* **TASK DIRECTIONS**:
The listing below holds a line with "Emit a component" and a later line with "string; header?: boolean". Write out those two lines and every line between them, exactly, and nothing else.

* **SUPPLIED ENTRIES**:

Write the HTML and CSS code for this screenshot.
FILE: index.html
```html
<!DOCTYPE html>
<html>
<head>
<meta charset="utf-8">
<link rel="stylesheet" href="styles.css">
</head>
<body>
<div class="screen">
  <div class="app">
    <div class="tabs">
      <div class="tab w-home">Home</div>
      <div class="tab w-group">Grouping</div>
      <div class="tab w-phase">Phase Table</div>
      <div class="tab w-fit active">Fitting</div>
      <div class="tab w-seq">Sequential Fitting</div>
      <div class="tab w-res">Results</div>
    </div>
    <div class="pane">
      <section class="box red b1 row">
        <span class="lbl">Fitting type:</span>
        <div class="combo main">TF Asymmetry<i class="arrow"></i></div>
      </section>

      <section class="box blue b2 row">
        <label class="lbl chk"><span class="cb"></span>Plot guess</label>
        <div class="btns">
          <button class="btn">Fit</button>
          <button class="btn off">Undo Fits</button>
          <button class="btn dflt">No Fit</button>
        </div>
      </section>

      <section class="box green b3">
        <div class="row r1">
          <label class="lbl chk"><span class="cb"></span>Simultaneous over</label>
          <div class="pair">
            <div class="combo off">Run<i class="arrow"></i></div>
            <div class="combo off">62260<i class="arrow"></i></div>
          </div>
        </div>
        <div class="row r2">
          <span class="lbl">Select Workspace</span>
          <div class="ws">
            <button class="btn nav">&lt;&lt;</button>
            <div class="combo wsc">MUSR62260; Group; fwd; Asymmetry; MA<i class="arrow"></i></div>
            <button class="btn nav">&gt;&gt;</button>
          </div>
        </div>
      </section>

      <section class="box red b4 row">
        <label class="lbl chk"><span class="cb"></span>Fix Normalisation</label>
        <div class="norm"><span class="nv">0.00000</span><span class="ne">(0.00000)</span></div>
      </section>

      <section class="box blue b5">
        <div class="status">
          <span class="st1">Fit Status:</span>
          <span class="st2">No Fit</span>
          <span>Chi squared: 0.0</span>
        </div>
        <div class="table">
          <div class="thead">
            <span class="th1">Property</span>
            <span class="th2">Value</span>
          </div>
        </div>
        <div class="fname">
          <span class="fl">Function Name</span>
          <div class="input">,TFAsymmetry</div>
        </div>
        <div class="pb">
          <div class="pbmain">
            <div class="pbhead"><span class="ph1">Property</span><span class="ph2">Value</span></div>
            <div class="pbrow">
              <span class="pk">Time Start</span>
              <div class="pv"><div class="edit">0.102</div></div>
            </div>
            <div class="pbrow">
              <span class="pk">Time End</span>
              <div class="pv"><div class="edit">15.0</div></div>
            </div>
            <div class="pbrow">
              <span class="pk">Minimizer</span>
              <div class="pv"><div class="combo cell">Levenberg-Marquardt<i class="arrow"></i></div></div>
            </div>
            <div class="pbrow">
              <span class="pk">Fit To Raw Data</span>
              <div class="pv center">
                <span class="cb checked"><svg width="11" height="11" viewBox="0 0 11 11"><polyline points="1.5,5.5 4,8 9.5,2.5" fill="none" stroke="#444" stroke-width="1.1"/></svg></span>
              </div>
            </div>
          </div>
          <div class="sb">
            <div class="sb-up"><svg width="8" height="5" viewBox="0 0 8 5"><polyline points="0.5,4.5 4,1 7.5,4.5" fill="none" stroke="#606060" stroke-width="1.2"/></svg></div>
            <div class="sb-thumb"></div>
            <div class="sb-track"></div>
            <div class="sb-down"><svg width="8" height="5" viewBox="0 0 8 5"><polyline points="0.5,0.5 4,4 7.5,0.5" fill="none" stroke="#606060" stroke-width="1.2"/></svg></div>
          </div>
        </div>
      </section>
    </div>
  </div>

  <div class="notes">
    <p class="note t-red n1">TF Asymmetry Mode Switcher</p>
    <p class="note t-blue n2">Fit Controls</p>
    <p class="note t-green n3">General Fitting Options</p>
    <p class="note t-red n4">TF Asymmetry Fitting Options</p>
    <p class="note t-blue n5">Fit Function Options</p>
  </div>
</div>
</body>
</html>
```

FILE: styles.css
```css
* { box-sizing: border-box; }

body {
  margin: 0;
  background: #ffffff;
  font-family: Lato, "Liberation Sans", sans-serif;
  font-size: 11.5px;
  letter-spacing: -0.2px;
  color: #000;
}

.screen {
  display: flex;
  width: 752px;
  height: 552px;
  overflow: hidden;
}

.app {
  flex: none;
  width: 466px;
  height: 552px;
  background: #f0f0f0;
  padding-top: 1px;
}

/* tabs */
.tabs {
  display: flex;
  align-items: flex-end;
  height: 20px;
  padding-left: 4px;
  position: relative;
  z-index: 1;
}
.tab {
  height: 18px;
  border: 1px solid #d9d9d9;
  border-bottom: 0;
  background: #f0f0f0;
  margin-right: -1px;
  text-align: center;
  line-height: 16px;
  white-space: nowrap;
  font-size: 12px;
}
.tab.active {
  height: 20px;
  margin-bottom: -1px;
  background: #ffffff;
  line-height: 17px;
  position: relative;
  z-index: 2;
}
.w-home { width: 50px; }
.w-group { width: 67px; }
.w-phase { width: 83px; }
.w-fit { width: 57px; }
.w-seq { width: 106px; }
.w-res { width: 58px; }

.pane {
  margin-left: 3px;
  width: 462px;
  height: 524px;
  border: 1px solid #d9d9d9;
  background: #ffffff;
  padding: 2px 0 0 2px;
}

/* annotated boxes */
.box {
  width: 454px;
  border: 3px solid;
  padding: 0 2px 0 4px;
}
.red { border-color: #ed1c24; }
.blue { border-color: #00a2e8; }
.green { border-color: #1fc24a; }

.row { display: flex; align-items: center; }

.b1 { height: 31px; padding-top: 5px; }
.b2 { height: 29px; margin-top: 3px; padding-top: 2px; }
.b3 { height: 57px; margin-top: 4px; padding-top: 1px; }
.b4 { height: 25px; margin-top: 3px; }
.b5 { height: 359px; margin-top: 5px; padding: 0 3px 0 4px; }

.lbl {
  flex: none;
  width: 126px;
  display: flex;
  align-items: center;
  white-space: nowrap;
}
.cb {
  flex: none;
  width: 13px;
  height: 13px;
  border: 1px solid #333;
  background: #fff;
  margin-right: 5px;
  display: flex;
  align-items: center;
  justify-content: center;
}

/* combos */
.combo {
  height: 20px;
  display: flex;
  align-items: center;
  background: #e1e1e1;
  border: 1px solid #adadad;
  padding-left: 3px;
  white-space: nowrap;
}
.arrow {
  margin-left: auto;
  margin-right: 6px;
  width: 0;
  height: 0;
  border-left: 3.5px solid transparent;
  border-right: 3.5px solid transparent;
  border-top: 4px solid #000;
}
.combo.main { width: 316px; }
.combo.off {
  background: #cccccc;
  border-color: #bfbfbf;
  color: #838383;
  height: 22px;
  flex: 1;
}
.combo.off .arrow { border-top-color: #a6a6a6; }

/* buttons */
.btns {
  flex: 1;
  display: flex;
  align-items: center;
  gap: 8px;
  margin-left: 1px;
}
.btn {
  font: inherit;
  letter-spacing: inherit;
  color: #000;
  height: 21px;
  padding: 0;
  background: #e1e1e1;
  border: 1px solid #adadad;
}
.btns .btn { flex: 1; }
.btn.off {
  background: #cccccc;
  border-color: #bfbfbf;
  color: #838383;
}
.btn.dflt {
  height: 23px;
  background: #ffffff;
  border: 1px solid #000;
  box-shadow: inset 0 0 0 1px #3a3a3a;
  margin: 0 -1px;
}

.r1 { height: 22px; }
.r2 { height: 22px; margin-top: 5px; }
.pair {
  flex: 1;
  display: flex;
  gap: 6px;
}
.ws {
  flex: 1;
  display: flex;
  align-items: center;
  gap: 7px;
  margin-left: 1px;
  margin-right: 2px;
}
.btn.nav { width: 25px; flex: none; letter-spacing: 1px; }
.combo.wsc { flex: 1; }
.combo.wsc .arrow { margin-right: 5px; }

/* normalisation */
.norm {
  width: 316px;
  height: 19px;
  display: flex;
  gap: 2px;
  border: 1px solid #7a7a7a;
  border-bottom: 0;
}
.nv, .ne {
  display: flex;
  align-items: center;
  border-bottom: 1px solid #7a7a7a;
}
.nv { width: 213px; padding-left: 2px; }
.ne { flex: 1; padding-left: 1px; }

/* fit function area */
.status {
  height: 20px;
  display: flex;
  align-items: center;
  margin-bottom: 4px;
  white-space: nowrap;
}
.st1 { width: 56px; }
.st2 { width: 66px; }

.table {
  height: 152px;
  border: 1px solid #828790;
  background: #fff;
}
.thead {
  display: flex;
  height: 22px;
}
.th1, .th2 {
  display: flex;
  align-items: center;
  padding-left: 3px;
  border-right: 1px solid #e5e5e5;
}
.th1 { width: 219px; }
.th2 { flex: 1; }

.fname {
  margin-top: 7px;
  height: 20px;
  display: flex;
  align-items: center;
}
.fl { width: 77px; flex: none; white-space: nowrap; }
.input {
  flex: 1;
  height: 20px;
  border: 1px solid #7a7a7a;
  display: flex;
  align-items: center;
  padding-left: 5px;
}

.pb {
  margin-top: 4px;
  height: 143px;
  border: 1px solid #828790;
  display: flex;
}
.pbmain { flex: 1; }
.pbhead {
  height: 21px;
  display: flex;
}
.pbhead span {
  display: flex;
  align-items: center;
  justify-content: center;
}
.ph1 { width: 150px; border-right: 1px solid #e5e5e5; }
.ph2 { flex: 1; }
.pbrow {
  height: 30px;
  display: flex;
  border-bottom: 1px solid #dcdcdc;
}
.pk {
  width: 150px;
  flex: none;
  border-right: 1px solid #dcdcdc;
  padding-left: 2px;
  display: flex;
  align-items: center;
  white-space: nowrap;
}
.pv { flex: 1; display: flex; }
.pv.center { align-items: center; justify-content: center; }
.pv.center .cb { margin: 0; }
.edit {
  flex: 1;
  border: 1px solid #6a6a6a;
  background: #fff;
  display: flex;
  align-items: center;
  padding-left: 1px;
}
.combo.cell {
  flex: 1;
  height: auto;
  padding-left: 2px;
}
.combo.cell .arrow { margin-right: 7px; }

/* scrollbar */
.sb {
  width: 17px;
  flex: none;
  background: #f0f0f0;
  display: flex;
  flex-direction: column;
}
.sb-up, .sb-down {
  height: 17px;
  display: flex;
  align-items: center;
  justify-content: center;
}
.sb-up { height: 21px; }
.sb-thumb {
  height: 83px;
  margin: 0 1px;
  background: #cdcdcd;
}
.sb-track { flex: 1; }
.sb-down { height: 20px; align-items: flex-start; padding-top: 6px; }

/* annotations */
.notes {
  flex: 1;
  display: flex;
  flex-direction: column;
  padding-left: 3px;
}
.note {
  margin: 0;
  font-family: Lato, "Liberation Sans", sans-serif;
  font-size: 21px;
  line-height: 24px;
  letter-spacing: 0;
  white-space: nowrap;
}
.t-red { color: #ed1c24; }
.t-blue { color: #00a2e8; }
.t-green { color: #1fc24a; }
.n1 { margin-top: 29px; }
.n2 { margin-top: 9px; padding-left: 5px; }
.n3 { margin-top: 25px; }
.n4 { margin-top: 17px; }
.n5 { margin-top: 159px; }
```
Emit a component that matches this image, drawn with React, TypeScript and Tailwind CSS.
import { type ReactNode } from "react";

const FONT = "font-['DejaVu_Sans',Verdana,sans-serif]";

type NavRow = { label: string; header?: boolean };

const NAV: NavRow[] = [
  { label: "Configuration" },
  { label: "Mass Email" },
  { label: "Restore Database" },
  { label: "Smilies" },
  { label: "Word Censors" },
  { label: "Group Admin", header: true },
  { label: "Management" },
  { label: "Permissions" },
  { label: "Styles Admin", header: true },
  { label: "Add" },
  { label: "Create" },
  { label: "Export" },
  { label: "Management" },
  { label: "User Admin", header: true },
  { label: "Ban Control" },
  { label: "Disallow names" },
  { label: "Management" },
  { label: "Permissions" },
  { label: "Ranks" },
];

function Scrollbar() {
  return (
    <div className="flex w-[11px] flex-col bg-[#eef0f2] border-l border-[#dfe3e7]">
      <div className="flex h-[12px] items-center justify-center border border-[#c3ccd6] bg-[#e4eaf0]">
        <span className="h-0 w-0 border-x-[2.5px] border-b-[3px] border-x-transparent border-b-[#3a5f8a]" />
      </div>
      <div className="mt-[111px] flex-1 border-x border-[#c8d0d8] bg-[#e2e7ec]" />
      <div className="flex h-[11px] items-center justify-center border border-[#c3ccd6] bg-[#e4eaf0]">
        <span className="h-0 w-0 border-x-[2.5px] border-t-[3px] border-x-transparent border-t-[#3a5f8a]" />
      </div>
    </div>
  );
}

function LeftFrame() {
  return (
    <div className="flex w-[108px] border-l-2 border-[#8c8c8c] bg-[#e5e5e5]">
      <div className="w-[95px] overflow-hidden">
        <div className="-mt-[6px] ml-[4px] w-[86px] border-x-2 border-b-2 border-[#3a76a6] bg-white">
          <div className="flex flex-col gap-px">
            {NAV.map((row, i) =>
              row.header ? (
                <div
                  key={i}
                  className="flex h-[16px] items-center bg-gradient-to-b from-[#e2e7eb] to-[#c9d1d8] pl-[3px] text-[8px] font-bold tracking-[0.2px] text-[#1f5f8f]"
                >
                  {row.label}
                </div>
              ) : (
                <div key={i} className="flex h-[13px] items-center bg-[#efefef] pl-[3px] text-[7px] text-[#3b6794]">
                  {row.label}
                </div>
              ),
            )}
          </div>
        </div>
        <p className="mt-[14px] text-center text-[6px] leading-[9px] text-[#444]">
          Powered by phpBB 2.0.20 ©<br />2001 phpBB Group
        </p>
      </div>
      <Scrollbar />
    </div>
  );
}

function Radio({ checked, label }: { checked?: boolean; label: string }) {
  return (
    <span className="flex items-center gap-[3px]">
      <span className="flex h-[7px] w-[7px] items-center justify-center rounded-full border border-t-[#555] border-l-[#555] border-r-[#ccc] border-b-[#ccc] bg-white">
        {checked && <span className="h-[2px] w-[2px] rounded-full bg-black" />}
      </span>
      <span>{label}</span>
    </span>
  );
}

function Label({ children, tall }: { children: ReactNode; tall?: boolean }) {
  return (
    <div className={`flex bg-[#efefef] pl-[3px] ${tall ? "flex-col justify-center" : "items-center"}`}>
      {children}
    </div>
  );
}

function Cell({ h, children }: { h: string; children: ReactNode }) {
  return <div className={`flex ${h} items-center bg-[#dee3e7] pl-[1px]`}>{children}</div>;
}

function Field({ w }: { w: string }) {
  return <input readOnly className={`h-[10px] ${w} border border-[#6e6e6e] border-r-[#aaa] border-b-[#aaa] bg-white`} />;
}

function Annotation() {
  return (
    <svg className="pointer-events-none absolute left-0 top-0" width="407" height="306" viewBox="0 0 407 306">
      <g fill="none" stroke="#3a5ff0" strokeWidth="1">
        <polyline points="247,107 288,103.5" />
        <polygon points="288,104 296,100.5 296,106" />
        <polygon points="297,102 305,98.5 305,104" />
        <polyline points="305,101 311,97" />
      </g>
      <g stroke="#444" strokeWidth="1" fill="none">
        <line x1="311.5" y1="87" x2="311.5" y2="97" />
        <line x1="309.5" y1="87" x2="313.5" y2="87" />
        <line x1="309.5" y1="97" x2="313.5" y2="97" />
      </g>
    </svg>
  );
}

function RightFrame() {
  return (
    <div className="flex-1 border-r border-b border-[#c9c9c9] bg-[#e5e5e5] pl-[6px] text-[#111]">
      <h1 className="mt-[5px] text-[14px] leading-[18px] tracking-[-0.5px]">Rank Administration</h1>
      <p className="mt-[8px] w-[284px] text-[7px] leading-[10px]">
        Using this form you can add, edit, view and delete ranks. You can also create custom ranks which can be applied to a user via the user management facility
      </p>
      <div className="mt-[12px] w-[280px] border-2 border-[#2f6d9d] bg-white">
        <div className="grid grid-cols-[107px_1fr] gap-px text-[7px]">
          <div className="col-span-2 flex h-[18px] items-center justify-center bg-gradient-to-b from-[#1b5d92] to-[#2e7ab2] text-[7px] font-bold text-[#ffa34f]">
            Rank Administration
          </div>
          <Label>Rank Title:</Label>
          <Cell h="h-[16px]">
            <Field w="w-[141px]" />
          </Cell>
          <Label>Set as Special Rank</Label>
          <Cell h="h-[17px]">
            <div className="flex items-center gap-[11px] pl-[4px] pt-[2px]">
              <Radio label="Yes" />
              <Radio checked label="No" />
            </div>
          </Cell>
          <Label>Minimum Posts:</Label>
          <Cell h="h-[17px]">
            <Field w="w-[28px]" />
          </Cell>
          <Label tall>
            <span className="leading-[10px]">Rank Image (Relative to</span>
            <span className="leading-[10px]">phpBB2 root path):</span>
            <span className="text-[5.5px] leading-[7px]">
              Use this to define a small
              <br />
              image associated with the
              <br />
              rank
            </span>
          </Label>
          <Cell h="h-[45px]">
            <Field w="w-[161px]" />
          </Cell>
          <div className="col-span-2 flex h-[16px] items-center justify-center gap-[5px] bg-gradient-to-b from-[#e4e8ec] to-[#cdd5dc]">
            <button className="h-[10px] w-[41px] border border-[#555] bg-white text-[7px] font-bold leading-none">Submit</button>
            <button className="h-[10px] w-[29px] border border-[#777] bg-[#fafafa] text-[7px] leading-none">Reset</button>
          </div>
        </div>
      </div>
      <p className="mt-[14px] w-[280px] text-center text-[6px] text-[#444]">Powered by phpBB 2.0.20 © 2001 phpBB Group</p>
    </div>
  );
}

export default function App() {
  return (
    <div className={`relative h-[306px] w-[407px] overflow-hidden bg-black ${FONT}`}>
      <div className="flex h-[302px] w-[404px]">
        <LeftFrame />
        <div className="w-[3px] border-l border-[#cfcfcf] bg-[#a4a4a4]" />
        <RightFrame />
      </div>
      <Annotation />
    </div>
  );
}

* **SOLUTION FOR THIS PROBLEM**:
Emit a component that matches this image, drawn with React, TypeScript and Tailwind CSS.
import { type ReactNode } from "react";

const FONT = "font-['DejaVu_Sans',Verdana,sans-serif]";

type NavRow = { label: string; header?: boolean };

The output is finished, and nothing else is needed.